Stay tuned, I think this is all coming to a head tomorrow.
* I realize the idea of a Realtor having Questionable Morals is pretty much a given, but humor me. It’s fun to type. And in case you’re still wondering why they have their portraits on their business cards, it’s because they can’t see themselves in mirrors.
It sounds like you’re dealing directly with the seller’s agent. Is there a reason you aren’t represented by your own buyer’s agent? The RoQM may be inclined to lower his morals even further if he thinks he’s double-ending the sale.
We don’t have our own agent because, from what I understand, we’d have to sign a 1-year contract with an agent to represent us.

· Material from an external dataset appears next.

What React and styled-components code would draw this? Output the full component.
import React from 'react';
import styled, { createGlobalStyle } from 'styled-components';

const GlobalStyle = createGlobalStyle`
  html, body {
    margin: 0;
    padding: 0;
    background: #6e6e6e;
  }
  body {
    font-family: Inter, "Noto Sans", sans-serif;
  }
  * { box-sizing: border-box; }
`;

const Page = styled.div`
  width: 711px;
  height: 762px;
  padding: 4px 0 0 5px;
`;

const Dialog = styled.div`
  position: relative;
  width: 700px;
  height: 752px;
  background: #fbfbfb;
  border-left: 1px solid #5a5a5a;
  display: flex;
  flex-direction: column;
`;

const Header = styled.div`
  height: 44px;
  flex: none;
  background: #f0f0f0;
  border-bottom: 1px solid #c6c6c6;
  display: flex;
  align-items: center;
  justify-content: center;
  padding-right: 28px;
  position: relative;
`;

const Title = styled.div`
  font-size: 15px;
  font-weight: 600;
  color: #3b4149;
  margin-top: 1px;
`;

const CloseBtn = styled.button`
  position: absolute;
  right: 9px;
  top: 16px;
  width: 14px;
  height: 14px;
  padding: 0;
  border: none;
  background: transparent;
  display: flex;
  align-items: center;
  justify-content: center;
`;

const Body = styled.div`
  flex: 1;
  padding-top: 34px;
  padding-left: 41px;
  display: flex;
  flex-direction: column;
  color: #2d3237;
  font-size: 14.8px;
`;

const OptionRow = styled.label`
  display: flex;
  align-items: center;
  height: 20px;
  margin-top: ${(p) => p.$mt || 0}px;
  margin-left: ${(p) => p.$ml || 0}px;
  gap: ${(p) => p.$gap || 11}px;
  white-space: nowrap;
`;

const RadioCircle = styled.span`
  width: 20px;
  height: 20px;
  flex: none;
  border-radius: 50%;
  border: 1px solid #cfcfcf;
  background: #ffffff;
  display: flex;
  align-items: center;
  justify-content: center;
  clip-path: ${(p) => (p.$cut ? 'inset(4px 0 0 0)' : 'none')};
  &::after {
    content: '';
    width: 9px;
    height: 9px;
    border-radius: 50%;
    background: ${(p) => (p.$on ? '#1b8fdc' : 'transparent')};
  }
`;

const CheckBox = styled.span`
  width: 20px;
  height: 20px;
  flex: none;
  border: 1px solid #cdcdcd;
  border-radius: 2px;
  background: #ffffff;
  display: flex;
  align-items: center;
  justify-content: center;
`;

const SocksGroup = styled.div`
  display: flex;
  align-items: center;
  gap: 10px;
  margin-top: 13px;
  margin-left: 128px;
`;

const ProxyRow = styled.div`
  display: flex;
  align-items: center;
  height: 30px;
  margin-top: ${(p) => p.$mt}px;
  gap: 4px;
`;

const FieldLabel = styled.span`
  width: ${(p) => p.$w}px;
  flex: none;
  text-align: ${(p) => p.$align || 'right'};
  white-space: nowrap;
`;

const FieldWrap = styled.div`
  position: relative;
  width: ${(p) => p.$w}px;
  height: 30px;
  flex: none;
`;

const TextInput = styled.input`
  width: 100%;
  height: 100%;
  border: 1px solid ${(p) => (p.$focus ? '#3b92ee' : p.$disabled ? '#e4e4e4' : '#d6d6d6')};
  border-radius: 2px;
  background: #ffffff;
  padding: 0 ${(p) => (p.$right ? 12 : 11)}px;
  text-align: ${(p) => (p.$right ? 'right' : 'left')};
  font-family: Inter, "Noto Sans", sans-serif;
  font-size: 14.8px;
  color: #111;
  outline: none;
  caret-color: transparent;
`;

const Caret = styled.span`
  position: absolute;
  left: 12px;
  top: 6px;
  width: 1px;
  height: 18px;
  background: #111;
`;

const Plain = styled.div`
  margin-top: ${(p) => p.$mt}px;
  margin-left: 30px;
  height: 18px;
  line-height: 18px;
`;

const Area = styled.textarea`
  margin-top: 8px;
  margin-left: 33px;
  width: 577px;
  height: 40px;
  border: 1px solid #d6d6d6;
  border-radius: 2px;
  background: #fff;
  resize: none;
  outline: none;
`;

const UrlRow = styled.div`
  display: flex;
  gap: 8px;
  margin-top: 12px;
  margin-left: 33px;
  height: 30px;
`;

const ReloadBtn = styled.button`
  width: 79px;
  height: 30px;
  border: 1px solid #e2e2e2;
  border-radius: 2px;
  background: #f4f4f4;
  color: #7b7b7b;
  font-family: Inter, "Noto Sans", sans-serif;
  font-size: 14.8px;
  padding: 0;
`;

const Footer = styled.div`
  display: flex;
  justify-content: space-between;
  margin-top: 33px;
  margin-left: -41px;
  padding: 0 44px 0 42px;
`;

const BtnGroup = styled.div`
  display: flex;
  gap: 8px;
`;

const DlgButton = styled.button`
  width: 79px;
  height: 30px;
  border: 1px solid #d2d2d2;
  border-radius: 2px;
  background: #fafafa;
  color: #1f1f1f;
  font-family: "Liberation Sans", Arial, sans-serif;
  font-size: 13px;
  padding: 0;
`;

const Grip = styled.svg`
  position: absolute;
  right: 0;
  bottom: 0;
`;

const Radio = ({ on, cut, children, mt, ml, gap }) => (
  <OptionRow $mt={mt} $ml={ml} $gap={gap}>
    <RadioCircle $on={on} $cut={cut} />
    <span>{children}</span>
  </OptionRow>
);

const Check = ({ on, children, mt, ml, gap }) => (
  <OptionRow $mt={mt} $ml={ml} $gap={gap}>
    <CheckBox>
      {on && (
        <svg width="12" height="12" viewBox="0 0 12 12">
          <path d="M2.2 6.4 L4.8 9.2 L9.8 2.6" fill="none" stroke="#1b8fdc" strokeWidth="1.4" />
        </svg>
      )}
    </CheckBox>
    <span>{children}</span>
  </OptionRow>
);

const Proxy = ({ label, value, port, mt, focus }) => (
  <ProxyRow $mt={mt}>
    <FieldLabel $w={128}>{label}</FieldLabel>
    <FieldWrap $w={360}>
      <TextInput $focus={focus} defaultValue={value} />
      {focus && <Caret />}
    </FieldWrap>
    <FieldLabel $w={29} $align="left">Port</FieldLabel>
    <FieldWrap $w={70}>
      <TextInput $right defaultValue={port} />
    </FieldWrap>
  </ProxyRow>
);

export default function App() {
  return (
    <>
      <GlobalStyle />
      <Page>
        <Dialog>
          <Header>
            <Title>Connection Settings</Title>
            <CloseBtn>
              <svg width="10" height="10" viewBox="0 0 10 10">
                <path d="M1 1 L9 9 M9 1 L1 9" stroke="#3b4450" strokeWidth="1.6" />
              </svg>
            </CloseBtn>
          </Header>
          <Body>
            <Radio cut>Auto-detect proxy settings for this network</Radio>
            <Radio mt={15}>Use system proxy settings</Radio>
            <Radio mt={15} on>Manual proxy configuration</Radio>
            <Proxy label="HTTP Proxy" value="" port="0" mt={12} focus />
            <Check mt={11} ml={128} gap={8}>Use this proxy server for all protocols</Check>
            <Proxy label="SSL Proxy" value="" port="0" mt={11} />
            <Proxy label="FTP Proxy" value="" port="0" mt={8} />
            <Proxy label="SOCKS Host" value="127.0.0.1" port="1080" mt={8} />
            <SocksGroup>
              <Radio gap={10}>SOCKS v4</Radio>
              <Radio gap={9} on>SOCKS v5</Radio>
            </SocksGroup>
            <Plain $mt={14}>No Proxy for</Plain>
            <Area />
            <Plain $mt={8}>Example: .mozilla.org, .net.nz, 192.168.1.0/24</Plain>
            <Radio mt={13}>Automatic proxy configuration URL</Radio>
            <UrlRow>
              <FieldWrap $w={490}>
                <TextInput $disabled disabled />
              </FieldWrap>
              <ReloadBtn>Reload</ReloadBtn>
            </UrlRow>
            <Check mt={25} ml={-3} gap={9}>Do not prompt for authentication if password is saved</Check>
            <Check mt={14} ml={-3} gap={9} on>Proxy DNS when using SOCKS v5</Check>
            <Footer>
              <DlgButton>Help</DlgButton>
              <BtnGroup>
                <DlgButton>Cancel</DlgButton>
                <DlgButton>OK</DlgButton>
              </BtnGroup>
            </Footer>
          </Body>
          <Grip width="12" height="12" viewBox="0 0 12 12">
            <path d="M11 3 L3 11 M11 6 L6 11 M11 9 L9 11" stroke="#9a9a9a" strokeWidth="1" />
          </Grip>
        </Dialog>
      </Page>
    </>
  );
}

The deal was going fine untl the Realtor of Questionable Morals started playing with the roof issue.
The deal was going fine until… is like saying, “the bank heist was going fine until the cops shot us”. But seriously, a one year contract to represent the buyer? I’ve never heard of that but obviously you’re in a completely different region.
YOu wouldn’t be speaking of the Xxxxxx brothers, would you? They practically showed up at fires in Xxxxxxxx before the freaking FD did.
realtors suck.
Re: the trip. I guess I’m just not meant to see a Buffett concert. Aug 3rd, Bristow VA, less than 40 minutes outside DC. Sold out in 13 minutes. Sigh.
I know you won’t be happy until you experience one yourself but really….Buffett concerts aren’t as much fun as you’d think.
Not surprising it sold out that fast; there are millions of the ‘Buffett demographic’ living in Northern Virginia.
And yes, Jim, I’m talking about the Xxxxxx Brothers. (the x’s are there for my protection; don’t need no libel suits).
Well, Buffett concerts aren’t as much fun at. well, our age. I’m sure if you were in your early 20’s they’s still be fun.